■ MATERIAL PROVIDED:
(begin)
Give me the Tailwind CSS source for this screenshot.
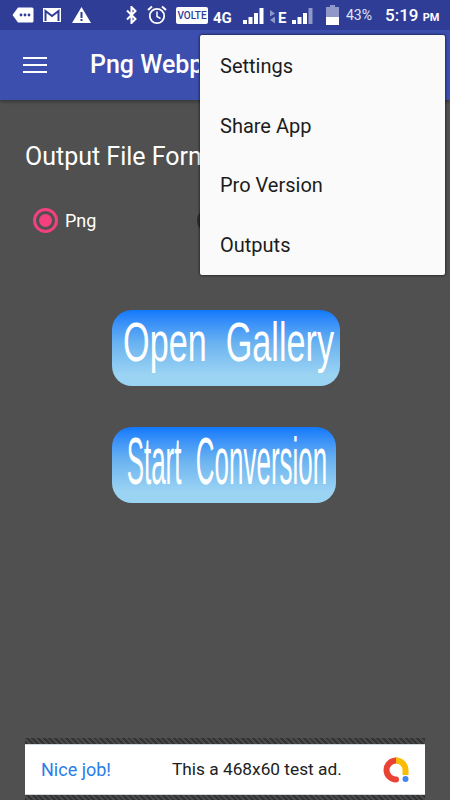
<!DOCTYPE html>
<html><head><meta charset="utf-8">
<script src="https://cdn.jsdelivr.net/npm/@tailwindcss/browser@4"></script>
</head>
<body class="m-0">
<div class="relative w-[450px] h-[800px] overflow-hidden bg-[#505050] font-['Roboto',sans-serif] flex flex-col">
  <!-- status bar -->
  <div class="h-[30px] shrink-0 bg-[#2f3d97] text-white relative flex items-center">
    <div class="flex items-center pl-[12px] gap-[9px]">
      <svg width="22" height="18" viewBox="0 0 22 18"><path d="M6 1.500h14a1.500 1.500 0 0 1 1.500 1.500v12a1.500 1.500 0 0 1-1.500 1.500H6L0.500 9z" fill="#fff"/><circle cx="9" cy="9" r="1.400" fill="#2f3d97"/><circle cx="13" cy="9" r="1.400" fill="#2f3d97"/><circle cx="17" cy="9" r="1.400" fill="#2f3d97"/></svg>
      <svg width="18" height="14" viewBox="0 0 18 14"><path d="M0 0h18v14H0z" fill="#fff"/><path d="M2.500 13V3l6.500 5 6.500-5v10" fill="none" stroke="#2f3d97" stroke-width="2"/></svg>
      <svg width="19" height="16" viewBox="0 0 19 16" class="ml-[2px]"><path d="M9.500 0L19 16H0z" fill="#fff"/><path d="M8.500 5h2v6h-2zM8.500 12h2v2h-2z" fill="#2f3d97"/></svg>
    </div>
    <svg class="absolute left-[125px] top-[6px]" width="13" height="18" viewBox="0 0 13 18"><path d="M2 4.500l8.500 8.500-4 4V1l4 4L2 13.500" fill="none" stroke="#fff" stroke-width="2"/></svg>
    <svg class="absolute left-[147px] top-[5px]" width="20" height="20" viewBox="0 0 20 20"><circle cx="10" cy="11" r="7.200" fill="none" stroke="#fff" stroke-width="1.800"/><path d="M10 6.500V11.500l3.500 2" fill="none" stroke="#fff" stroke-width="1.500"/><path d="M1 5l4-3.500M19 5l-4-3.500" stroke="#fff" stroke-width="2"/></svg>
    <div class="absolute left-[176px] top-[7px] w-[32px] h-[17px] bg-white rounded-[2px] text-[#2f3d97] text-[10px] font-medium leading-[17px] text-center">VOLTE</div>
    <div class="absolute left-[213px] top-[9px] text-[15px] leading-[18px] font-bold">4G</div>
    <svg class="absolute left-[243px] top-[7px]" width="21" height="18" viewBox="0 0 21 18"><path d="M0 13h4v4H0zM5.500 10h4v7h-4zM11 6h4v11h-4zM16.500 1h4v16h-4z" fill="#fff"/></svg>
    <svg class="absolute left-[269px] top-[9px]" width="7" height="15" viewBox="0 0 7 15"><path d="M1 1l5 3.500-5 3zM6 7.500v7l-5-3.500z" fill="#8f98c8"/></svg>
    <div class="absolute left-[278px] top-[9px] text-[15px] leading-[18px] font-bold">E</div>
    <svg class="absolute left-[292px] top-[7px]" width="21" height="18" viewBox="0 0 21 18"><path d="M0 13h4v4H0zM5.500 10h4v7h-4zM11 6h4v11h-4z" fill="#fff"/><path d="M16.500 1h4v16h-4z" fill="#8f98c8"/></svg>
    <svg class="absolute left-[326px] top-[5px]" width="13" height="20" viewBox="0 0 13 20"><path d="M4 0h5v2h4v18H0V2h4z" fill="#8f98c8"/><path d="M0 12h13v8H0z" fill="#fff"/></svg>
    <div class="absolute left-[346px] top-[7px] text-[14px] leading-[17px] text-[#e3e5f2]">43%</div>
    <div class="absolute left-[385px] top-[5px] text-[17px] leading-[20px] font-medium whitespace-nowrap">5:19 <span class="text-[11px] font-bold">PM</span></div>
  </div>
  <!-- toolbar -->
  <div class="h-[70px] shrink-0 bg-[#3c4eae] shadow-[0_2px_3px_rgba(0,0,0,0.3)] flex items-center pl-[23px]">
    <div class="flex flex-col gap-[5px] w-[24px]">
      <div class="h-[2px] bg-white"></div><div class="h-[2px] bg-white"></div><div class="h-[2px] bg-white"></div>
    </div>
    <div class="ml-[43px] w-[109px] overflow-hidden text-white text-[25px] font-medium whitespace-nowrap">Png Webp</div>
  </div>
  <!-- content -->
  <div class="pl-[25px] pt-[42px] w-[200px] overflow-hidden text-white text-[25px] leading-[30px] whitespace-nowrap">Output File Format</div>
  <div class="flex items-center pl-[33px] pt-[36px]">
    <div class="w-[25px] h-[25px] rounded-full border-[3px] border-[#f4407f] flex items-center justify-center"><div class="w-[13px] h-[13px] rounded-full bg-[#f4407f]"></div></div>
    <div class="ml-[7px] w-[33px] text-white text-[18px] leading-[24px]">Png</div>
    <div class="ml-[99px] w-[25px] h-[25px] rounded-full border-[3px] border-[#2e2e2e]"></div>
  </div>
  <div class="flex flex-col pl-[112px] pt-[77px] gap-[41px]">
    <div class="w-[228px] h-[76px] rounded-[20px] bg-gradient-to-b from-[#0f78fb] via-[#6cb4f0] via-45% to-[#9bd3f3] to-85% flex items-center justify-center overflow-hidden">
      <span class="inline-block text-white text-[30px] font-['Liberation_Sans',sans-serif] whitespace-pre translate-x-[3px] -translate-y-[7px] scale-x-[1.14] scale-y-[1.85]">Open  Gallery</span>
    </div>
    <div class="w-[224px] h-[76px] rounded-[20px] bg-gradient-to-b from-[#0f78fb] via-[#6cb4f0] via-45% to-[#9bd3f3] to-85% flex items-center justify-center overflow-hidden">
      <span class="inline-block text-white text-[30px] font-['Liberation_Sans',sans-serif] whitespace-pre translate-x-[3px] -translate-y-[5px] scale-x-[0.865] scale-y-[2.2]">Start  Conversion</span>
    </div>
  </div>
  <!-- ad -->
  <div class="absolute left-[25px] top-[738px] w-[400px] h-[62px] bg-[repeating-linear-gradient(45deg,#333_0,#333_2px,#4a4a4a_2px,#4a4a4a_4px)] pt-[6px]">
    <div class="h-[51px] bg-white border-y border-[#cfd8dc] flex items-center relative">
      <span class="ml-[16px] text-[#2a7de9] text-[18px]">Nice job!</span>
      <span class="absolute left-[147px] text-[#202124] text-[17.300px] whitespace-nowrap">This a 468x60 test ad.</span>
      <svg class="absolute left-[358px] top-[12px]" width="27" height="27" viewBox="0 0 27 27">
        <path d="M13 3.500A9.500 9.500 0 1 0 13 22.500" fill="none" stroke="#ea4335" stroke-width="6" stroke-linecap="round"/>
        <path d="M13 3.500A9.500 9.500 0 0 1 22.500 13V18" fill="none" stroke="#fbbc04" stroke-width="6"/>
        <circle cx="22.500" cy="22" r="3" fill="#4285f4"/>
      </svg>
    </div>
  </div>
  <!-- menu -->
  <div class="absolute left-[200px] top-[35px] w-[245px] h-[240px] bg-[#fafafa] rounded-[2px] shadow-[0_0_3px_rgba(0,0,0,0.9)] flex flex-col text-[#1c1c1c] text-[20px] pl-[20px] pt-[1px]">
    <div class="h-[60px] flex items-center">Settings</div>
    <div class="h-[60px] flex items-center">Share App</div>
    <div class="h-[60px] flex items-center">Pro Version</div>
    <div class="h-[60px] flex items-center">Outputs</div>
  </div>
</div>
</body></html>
(end)
■ PROBLEM STATEMENT: Write the lines above out again exactly, without any of their pictures.

■ RESULT OF THE TASK:
Give me the Tailwind CSS source for this screenshot.
<!DOCTYPE html>
<html><head><meta charset="utf-8">
<script src="https://cdn.jsdelivr.net/npm/@tailwindcss/browser@4"></script>
</head>
<body class="m-0">
<div class="relative w-[450px] h-[800px] overflow-hidden bg-[#505050] font-['Roboto',sans-serif] flex flex-col">
  <!-- status bar -->
  <div class="h-[30px] shrink-0 bg-[#2f3d97] text-white relative flex items-center">
    <div class="flex items-center pl-[12px] gap-[9px]">
      <svg width="22" height="18" viewBox="0 0 22 18"><path d="M6 1.500h14a1.500 1.500 0 0 1 1.500 1.500v12a1.500 1.500 0 0 1-1.500 1.500H6L0.500 9z" fill="#fff"/><circle cx="9" cy="9" r="1.400" fill="#2f3d97"/><circle cx="13" cy="9" r="1.400" fill="#2f3d97"/><circle cx="17" cy="9" r="1.400" fill="#2f3d97"/></svg>
      <svg width="18" height="14" viewBox="0 0 18 14"><path d="M0 0h18v14H0z" fill="#fff"/><path d="M2.500 13V3l6.500 5 6.500-5v10" fill="none" stroke="#2f3d97" stroke-width="2"/></svg>
      <svg width="19" height="16" viewBox="0 0 19 16" class="ml-[2px]"><path d="M9.500 0L19 16H0z" fill="#fff"/><path d="M8.500 5h2v6h-2zM8.500 12h2v2h-2z" fill="#2f3d97"/></svg>
    </div>
    <svg class="absolute left-[125px] top-[6px]" width="13" height="18" viewBox="0 0 13 18"><path d="M2 4.500l8.500 8.500-4 4V1l4 4L2 13.500" fill="none" stroke="#fff" stroke-width="2"/></svg>
    <svg class="absolute left-[147px] top-[5px]" width="20" height="20" viewBox="0 0 20 20"><circle cx="10" cy="11" r="7.200" fill="none" stroke="#fff" stroke-width="1.800"/><path d="M10 6.500V11.500l3.500 2" fill="none" stroke="#fff" stroke-width="1.500"/><path d="M1 5l4-3.500M19 5l-4-3.500" stroke="#fff" stroke-width="2"/></svg>
    <div class="absolute left-[176px] top-[7px] w-[32px] h-[17px] bg-white rounded-[2px] text-[#2f3d97] text-[10px] font-medium leading-[17px] text-center">VOLTE</div>
    <div class="absolute left-[213px] top-[9px] text-[15px] leading-[18px] font-bold">4G</div>
    <svg class="absolute left-[243px] top-[7px]" width="21" height="18" viewBox="0 0 21 18"><path d="M0 13h4v4H0zM5.500 10h4v7h-4zM11 6h4v11h-4zM16.500 1h4v16h-4z" fill="#fff"/></svg>
    <svg class="absolute left-[269px] top-[9px]" width="7" height="15" viewBox="0 0 7 15"><path d="M1 1l5 3.500-5 3zM6 7.500v7l-5-3.500z" fill="#8f98c8"/></svg>
    <div class="absolute left-[278px] top-[9px] text-[15px] leading-[18px] font-bold">E</div>
    <svg class="absolute left-[292px] top-[7px]" width="21" height="18" viewBox="0 0 21 18"><path d="M0 13h4v4H0zM5.500 10h4v7h-4zM11 6h4v11h-4z" fill="#fff"/><path d="M16.500 1h4v16h-4z" fill="#8f98c8"/></svg>
    <svg class="absolute left-[326px] top-[5px]" width="13" height="20" viewBox="0 0 13 20"><path d="M4 0h5v2h4v18H0V2h4z" fill="#8f98c8"/><path d="M0 12h13v8H0z" fill="#fff"/></svg>
    <div class="absolute left-[346px] top-[7px] text-[14px] leading-[17px] text-[#e3e5f2]">43%</div>
    <div class="absolute left-[385px] top-[5px] text-[17px] leading-[20px] font-medium whitespace-nowrap">5:19 <span class="text-[11px] font-bold">PM</span></div>
  </div>
  <!-- toolbar -->
  <div class="h-[70px] shrink-0 bg-[#3c4eae] shadow-[0_2px_3px_rgba(0,0,0,0.3)] flex items-center pl-[23px]">
    <div class="flex flex-col gap-[5px] w-[24px]">
      <div class="h-[2px] bg-white"></div><div class="h-[2px] bg-white"></div><div class="h-[2px] bg-white"></div>
    </div>
    <div class="ml-[43px] w-[109px] overflow-hidden text-white text-[25px] font-medium whitespace-nowrap">Png Webp</div>
  </div>
  <!-- content -->
  <div class="pl-[25px] pt-[42px] w-[200px] overflow-hidden text-white text-[25px] leading-[30px] whitespace-nowrap">Output File Format</div>
  <div class="flex items-center pl-[33px] pt-[36px]">
    <div class="w-[25px] h-[25px] rounded-full border-[3px] border-[#f4407f] flex items-center justify-center"><div class="w-[13px] h-[13px] rounded-full bg-[#f4407f]"></div></div>
    <div class="ml-[7px] w-[33px] text-white text-[18px] leading-[24px]">Png</div>
    <div class="ml-[99px] w-[25px] h-[25px] rounded-full border-[3px] border-[#2e2e2e]"></div>
  </div>
  <div class="flex flex-col pl-[112px] pt-[77px] gap-[41px]">
    <div class="w-[228px] h-[76px] rounded-[20px] bg-gradient-to-b from-[#0f78fb] via-[#6cb4f0] via-45% to-[#9bd3f3] to-85% flex items-center justify-center overflow-hidden">
      <span class="inline-block text-white text-[30px] font-['Liberation_Sans',sans-serif] whitespace-pre translate-x-[3px] -translate-y-[7px] scale-x-[1.14] scale-y-[1.85]">Open  Gallery</span>
    </div>
    <div class="w-[224px] h-[76px] rounded-[20px] bg-gradient-to-b from-[#0f78fb] via-[#6cb4f0] via-45% to-[#9bd3f3] to-85% flex items-center justify-center overflow-hidden">
      <span class="inline-block text-white text-[30px] font-['Liberation_Sans',sans-serif] whitespace-pre translate-x-[3px] -translate-y-[5px] scale-x-[0.865] scale-y-[2.2]">Start  Conversion</span>
    </div>
  </div>
  <!-- ad -->
  <div class="absolute left-[25px] top-[738px] w-[400px] h-[62px] bg-[repeating-linear-gradient(45deg,#333_0,#333_2px,#4a4a4a_2px,#4a4a4a_4px)] pt-[6px]">
    <div class="h-[51px] bg-white border-y border-[#cfd8dc] flex items-center relative">
      <span class="ml-[16px] text-[#2a7de9] text-[18px]">Nice job!</span>
      <span class="absolute left-[147px] text-[#202124] text-[17.300px] whitespace-nowrap">This a 468x60 test ad.</span>
      <svg class="absolute left-[358px] top-[12px]" width="27" height="27" viewBox="0 0 27 27">
        <path d="M13 3.500A9.500 9.500 0 1 0 13 22.500" fill="none" stroke="#ea4335" stroke-width="6" stroke-linecap="round"/>
        <path d="M13 3.500A9.500 9.500 0 0 1 22.500 13V18" fill="none" stroke="#fbbc04" stroke-width="6"/>
        <circle cx="22.500" cy="22" r="3" fill="#4285f4"/>
      </svg>
    </div>
  </div>
  <!-- menu -->
  <div class="absolute left-[200px] top-[35px] w-[245px] h-[240px] bg-[#fafafa] rounded-[2px] shadow-[0_0_3px_rgba(0,0,0,0.9)] flex flex-col text-[#1c1c1c] text-[20px] pl-[20px] pt-[1px]">
    <div class="h-[60px] flex items-center">Settings</div>
    <div class="h-[60px] flex items-center">Share App</div>
    <div class="h-[60px] flex items-center">Pro Version</div>
    <div class="h-[60px] flex items-center">Outputs</div>
  </div>
</div>
</body></html>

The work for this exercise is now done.